◆ **DATA SECTION**:
|---|

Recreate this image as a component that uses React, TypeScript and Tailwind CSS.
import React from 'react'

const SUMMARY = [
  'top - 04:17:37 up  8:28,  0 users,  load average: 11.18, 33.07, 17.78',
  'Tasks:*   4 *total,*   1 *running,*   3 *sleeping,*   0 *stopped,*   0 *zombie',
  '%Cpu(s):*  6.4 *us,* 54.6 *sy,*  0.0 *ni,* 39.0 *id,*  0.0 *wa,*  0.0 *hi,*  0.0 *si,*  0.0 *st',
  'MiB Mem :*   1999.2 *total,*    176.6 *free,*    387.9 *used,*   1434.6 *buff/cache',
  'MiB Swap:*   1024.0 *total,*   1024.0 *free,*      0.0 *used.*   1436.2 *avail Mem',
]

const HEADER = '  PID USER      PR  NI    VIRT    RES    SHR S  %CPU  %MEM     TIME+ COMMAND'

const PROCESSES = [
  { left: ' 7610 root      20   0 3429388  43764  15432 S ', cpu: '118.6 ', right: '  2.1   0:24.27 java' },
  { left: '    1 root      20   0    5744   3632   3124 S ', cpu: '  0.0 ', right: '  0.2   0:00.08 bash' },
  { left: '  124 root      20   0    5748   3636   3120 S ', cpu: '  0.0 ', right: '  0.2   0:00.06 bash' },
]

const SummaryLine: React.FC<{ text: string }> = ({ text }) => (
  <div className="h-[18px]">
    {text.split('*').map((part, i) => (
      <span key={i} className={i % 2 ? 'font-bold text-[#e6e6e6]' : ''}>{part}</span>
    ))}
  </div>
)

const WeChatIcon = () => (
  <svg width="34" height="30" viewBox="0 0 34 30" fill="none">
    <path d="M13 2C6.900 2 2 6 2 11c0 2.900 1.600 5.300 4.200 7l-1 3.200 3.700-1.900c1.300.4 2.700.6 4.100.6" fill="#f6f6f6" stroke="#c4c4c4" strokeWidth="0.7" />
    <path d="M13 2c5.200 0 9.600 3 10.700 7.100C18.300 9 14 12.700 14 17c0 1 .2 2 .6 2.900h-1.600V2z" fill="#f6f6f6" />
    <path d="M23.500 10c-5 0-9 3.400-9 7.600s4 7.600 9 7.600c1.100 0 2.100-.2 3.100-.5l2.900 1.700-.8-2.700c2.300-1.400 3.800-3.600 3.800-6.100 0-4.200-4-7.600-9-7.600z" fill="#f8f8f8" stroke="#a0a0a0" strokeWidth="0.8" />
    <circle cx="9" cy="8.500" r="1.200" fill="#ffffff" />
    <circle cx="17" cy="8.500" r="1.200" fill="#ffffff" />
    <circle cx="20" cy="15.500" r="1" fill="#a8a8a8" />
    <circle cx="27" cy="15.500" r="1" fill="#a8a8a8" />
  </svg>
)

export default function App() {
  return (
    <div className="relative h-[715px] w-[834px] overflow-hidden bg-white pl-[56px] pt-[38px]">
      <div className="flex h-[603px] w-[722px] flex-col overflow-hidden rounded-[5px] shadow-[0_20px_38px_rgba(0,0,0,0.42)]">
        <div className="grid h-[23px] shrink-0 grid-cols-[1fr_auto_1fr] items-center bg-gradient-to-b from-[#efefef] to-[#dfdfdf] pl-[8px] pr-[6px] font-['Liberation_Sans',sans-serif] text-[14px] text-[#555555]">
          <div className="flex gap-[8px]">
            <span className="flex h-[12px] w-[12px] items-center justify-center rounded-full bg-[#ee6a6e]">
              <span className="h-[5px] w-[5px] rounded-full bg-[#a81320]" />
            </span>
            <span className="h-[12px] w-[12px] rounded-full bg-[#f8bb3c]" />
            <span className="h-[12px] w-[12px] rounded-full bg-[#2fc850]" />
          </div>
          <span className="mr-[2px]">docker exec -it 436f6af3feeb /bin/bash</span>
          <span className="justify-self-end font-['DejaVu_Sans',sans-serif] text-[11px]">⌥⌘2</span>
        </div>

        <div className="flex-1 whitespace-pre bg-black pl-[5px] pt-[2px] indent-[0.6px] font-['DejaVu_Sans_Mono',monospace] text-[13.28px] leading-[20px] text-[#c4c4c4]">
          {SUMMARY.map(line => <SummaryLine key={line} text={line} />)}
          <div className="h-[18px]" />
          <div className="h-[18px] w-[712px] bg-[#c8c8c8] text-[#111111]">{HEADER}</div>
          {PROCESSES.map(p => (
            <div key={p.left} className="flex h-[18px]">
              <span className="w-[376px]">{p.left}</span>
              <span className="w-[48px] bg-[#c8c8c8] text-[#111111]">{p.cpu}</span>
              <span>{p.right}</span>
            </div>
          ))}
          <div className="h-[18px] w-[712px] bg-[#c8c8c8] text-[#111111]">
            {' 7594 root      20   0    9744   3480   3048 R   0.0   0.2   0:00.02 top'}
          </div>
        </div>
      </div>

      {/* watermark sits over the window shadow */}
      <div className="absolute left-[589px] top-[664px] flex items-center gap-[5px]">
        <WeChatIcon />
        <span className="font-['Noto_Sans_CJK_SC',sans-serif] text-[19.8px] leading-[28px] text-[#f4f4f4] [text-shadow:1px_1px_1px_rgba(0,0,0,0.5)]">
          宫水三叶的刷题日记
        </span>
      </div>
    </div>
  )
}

|---|

◆ **STATED EXERCISE**:
Write the data out again in full and exactly.

◆ **RESULT FOR THIS EXERCISE**:
Recreate this image as a component that uses React, TypeScript and Tailwind CSS.
import React from 'react'

const SUMMARY = [
  'top - 04:17:37 up  8:28,  0 users,  load average: 11.18, 33.07, 17.78',
  'Tasks:*   4 *total,*   1 *running,*   3 *sleeping,*   0 *stopped,*   0 *zombie',
  '%Cpu(s):*  6.4 *us,* 54.6 *sy,*  0.0 *ni,* 39.0 *id,*  0.0 *wa,*  0.0 *hi,*  0.0 *si,*  0.0 *st',
  'MiB Mem :*   1999.2 *total,*    176.6 *free,*    387.9 *used,*   1434.6 *buff/cache',
  'MiB Swap:*   1024.0 *total,*   1024.0 *free,*      0.0 *used.*   1436.2 *avail Mem',
]

const HEADER = '  PID USER      PR  NI    VIRT    RES    SHR S  %CPU  %MEM     TIME+ COMMAND'

const PROCESSES = [
  { left: ' 7610 root      20   0 3429388  43764  15432 S ', cpu: '118.6 ', right: '  2.1   0:24.27 java' },
  { left: '    1 root      20   0    5744   3632   3124 S ', cpu: '  0.0 ', right: '  0.2   0:00.08 bash' },
  { left: '  124 root      20   0    5748   3636   3120 S ', cpu: '  0.0 ', right: '  0.2   0:00.06 bash' },
]

const SummaryLine: React.FC<{ text: string }> = ({ text }) => (
  <div className="h-[18px]">
    {text.split('*').map((part, i) => (
      <span key={i} className={i % 2 ? 'font-bold text-[#e6e6e6]' : ''}>{part}</span>
    ))}
  </div>
)

const WeChatIcon = () => (
  <svg width="34" height="30" viewBox="0 0 34 30" fill="none">
    <path d="M13 2C6.900 2 2 6 2 11c0 2.900 1.600 5.300 4.200 7l-1 3.200 3.700-1.900c1.300.4 2.700.6 4.100.6" fill="#f6f6f6" stroke="#c4c4c4" strokeWidth="0.7" />
    <path d="M13 2c5.200 0 9.600 3 10.700 7.100C18.300 9 14 12.700 14 17c0 1 .2 2 .6 2.900h-1.600V2z" fill="#f6f6f6" />
    <path d="M23.500 10c-5 0-9 3.400-9 7.600s4 7.600 9 7.600c1.100 0 2.100-.2 3.100-.5l2.900 1.700-.8-2.700c2.300-1.400 3.800-3.600 3.800-6.100 0-4.200-4-7.600-9-7.600z" fill="#f8f8f8" stroke="#a0a0a0" strokeWidth="0.8" />
    <circle cx="9" cy="8.500" r="1.200" fill="#ffffff" />
    <circle cx="17" cy="8.500" r="1.200" fill="#ffffff" />
    <circle cx="20" cy="15.500" r="1" fill="#a8a8a8" />
    <circle cx="27" cy="15.500" r="1" fill="#a8a8a8" />
  </svg>
)

export default function App() {
  return (
    <div className="relative h-[715px] w-[834px] overflow-hidden bg-white pl-[56px] pt-[38px]">
      <div className="flex h-[603px] w-[722px] flex-col overflow-hidden rounded-[5px] shadow-[0_20px_38px_rgba(0,0,0,0.42)]">
        <div className="grid h-[23px] shrink-0 grid-cols-[1fr_auto_1fr] items-center bg-gradient-to-b from-[#efefef] to-[#dfdfdf] pl-[8px] pr-[6px] font-['Liberation_Sans',sans-serif] text-[14px] text-[#555555]">
          <div className="flex gap-[8px]">
            <span className="flex h-[12px] w-[12px] items-center justify-center rounded-full bg-[#ee6a6e]">
              <span className="h-[5px] w-[5px] rounded-full bg-[#a81320]" />
            </span>
            <span className="h-[12px] w-[12px] rounded-full bg-[#f8bb3c]" />
            <span className="h-[12px] w-[12px] rounded-full bg-[#2fc850]" />
          </div>
          <span className="mr-[2px]">docker exec -it 436f6af3feeb /bin/bash</span>
          <span className="justify-self-end font-['DejaVu_Sans',sans-serif] text-[11px]">⌥⌘2</span>
        </div>

        <div className="flex-1 whitespace-pre bg-black pl-[5px] pt-[2px] indent-[0.6px] font-['DejaVu_Sans_Mono',monospace] text-[13.28px] leading-[20px] text-[#c4c4c4]">
          {SUMMARY.map(line => <SummaryLine key={line} text={line} />)}
          <div className="h-[18px]" />
          <div className="h-[18px] w-[712px] bg-[#c8c8c8] text-[#111111]">{HEADER}</div>
          {PROCESSES.map(p => (
            <div key={p.left} className="flex h-[18px]">
              <span className="w-[376px]">{p.left}</span>
              <span className="w-[48px] bg-[#c8c8c8] text-[#111111]">{p.cpu}</span>
              <span>{p.right}</span>
            </div>
          ))}
          <div className="h-[18px] w-[712px] bg-[#c8c8c8] text-[#111111]">
            {' 7594 root      20   0    9744   3480   3048 R   0.0   0.2   0:00.02 top'}
          </div>
        </div>
      </div>

      {/* watermark sits over the window shadow */}
      <div className="absolute left-[589px] top-[664px] flex items-center gap-[5px]">
        <WeChatIcon />
        <span className="font-['Noto_Sans_CJK_SC',sans-serif] text-[19.8px] leading-[28px] text-[#f4f4f4] [text-shadow:1px_1px_1px_rgba(0,0,0,0.5)]">
          宫水三叶的刷题日记
        </span>
      </div>
    </div>
  )
}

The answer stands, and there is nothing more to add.